• [Written task]: Go through the lines below and copy each one that holds the string "index".
------ Dataset section ------
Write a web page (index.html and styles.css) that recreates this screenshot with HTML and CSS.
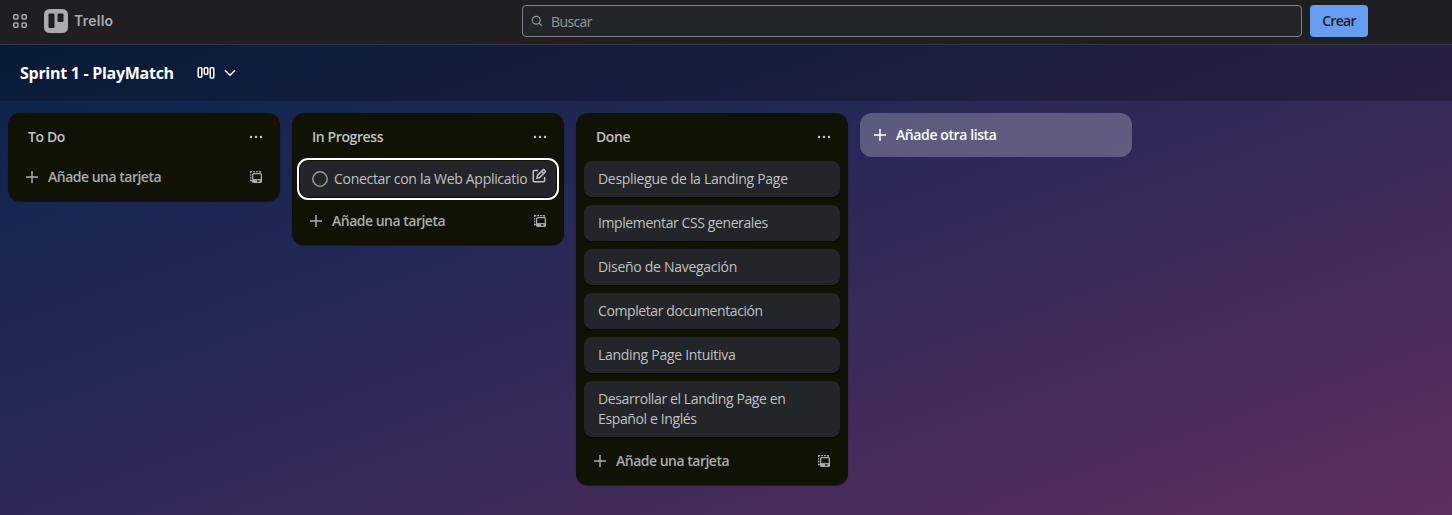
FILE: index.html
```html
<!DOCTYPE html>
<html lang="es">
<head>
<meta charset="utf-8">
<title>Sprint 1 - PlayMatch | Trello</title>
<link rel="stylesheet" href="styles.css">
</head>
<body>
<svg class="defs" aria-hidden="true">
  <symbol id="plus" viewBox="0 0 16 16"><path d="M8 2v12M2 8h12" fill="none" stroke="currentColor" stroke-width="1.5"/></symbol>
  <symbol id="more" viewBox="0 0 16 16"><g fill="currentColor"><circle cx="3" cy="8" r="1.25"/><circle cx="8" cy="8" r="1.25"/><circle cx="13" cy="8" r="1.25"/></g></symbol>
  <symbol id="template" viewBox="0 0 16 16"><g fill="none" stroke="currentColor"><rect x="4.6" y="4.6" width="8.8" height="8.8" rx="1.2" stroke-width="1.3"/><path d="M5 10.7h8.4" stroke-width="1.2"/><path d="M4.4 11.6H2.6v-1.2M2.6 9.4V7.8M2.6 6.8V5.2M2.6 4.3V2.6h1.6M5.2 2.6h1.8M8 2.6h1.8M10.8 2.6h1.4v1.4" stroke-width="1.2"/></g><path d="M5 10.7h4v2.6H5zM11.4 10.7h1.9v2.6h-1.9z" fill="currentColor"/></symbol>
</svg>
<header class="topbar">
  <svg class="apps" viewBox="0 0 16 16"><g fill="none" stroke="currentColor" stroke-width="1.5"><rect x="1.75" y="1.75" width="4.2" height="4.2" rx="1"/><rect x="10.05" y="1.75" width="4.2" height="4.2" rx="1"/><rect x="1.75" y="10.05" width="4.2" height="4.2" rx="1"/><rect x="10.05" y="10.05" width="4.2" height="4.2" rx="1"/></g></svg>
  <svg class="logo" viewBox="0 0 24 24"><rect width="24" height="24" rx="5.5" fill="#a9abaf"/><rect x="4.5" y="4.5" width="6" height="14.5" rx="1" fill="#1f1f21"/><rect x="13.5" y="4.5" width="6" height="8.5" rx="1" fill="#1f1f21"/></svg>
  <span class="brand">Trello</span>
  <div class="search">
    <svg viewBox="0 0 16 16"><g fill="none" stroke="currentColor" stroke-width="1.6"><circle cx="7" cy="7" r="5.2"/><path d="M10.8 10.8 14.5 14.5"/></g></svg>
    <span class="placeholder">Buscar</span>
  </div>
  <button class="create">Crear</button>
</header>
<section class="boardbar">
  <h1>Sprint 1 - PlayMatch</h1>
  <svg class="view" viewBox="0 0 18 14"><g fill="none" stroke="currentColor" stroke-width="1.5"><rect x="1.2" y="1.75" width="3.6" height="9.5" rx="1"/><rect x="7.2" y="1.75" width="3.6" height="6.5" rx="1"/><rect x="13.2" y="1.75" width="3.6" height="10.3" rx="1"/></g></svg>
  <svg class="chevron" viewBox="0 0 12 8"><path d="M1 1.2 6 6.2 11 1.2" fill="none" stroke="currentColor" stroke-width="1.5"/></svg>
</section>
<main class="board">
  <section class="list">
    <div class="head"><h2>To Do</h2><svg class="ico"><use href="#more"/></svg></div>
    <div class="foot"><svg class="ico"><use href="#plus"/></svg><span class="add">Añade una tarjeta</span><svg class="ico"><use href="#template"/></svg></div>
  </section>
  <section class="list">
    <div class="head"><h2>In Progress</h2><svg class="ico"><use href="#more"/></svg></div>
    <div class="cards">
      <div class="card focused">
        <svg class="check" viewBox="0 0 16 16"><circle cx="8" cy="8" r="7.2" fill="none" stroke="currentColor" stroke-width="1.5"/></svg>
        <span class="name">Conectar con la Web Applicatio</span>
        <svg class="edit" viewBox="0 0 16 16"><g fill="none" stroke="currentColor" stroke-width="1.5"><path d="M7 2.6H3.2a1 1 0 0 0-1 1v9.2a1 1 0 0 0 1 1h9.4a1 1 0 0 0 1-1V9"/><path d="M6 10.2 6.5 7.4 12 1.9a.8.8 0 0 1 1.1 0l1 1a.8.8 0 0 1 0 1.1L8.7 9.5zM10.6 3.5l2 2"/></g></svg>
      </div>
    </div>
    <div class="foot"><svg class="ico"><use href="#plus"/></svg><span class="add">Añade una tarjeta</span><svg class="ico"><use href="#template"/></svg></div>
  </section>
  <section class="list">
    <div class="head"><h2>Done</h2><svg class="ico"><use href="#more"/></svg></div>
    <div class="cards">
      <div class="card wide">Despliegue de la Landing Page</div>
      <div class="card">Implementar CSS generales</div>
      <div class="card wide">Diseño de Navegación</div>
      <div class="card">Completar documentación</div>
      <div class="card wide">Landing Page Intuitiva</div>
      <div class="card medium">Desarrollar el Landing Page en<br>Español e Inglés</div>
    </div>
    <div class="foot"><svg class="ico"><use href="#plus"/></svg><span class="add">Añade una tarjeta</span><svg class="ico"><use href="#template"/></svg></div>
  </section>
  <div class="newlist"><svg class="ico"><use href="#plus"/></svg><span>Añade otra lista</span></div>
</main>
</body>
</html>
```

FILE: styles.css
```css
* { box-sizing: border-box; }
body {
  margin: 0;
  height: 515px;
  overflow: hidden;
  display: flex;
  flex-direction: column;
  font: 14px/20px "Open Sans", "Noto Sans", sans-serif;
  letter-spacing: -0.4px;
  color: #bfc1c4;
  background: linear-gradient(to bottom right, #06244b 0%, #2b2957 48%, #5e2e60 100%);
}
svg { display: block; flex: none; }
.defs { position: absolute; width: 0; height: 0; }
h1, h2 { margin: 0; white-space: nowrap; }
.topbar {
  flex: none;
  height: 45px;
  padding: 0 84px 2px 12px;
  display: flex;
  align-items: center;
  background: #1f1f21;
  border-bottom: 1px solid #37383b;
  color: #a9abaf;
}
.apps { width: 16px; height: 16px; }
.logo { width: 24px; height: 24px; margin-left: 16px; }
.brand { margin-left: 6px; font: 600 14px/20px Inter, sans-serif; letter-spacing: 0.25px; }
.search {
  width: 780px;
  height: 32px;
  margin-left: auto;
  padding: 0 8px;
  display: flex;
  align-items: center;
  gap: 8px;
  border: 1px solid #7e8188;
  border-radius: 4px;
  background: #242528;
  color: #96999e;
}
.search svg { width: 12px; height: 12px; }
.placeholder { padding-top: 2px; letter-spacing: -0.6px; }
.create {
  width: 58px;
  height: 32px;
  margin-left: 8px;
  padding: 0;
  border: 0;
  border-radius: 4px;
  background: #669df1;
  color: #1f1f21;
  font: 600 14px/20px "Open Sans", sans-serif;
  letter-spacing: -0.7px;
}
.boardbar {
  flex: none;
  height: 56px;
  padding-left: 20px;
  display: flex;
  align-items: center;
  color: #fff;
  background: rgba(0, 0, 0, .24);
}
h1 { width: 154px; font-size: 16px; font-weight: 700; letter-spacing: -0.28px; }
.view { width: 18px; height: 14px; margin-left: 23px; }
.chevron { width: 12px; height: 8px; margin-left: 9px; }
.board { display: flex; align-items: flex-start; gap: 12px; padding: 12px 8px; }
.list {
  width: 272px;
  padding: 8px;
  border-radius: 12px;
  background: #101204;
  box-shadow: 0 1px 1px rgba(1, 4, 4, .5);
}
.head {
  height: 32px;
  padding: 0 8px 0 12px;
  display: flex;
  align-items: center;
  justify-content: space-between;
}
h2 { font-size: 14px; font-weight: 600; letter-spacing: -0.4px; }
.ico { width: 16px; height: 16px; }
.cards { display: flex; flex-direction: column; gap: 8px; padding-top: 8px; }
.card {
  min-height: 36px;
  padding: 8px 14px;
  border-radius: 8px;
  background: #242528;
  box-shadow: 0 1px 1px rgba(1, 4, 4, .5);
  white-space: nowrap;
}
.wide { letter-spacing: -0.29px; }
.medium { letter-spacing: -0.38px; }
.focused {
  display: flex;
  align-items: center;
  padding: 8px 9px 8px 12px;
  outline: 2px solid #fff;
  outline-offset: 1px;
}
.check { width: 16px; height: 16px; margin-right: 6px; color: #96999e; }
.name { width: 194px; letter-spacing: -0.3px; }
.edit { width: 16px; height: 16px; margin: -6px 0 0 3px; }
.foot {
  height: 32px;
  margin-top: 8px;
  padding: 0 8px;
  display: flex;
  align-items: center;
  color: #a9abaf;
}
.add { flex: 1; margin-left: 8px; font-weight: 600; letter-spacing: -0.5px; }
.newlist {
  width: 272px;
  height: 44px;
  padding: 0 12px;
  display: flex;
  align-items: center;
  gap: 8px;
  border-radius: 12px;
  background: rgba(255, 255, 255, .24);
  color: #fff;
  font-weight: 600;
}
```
------
• [Result for this task]:
Write a web page (index.html and styles.css) that recreates this screenshot with HTML and CSS.
FILE: index.html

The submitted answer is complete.